"May the Fourth be with you"

It’s a joke meme going around, but I remember this date for something more serious. May 4, 1970. 44 years ago.

Don’t forget it. If you don’t know about it, read the story.


  1. mikeyb says

    It’s odd when you reflect on the kinds of evils Nixon was involved in, like this and the Cambodian bombings and other atrocities associated with Kissinger, not Watergate as much, that on economic and some social issues like the environment should at least be something we try to pay lip service to, he would be virtually unrecognizable to future republicans at least in the belief that we actually need a government, and we do need to collect taxes from rich people. It’s also sad that the populist progressive student movement at the time should have produced a progressive revolution, instead we got Reagonomics and the gradual and utter destruction of the middle class through essentially every president after Reagan. We have progressed tremendously, though not enough yet on a lot of social issues since then, but in other areas like economic equality we’ve deeply regressed.

  2. khms says

    Whatever else can be said (which is a lot), this was also a sad demonstration what can happen when a number of people thoroughly bungle a job. Starting with a president doing a 180 on his voters, using a national guard for policing that clearly wasn’t trained for it, confusion all around about what the legal situation actually was, and so on and so forth.

    As so often with disasters (of any kind), they happen not because a single thing went wrong, but because a whole chain of things went wrong. In this case, it seems quite a number of people didn’t do due diligence on their job – eventually leading to death and serious bodily harm that, it looks like, were entirely avoidable. And that is even before looking at the politics that provoked the protests. (Of course, if we knew more about the protester’s side of things, I’m sure we’d see mistakes there, too. People aren’t immune against making mistakes no matter what side they are on. However, from reading that article, it seems that those presumed errors contributed fairly little to the human tragedy (as opposed to the property damage)).

    This looks like a textbook case of how not to deal with protesters … at least, if you are living in a democracy, not in some kind of authoritarian state.

  3. says

    *raises pipe in salute*

    To those who died — may they always be remembered as heroes.

    (And may those who shot forever feel shame and guilt for firing on peaceful protesters.)

  4. Al Dente says

    The article PZ linked to has one minor error.
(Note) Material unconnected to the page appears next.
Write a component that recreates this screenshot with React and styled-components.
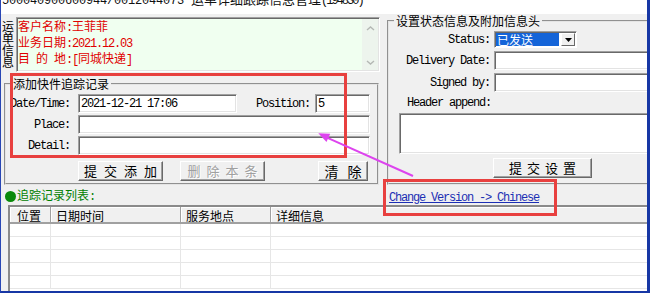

The Guardsmen were not armed with M-1 rifles but M-14 rifles.

  5. says

    When seeing retrospectives of the antiwar movement such as this I often wonder how it is that conservatives persist as a potent force in US politics. While it may be that Nixon was right, and those of that generation who were out on the streets did not represent the “silent majority” of those who were not, I can’t help but think that a substantial number of folks pictured in that CSNY video of protests at Kent State and elsewhere have abandoned the fight for rational governance and are quite happy these days to snuggle-up at night with their 401ks and pension plans. Where did the passion and idealism go?

  6. plainenglish says

    @khms: when the people who had the sense to see what you apparently miss, that the war was not the will of the people, came to Canada, they were welcomed by those of us here who believed that they were bang on. All of your equivocating and bullshit does not impress me. Mishandled indeed…..Four dead in Ohio was not mishandling! It was fucking murder. You can shove your textbook up your ass.

  7. ChasCPeterson says

    The Guardsmen were not armed with M-1 rifles but M-14 rifles.

    Given the context, I do not know why you thought that was an important point to make.
    But in any case, you appear to be wrong.

  8. pacal says

    If you want to read more about what happened read James Michener’s Kent State: What Happened and Why, which remains the best book about the whole thing even though it came out less than a year after the shootings. The book may be dated in many respects but it gives a very vivid almost time capsule presentation of a particular time in America.

  9. ekwhite says


    Bullshit. It was fucking murder, ordered by that madman Nixon. That bastard should have been impeached for Kent State.

  10. plainenglish says

    They fucking shot them in the back while they were running for their lives! LONG LIVE our well-trained guardsmen! Fuck history: Let’s talk about better training…. What kind of trained or untrained fuck shoots unarmed family in the back. That is what needs talking about.

  11. says

    Saw this and I flashed on the Berkley kids who were pepper-sprayed a while back. Not as deadly (thank goodness). But surprising the lack of outrage for that action among supposedly liberal Silicon Valley folks.

  12. throwaway says

    Fuck establishment!
    We are the establishment!
    OK, then fuck ourselves!

  13. Terska says

    The murder of these kids was pretty popular among Americans at the time. It probably still is.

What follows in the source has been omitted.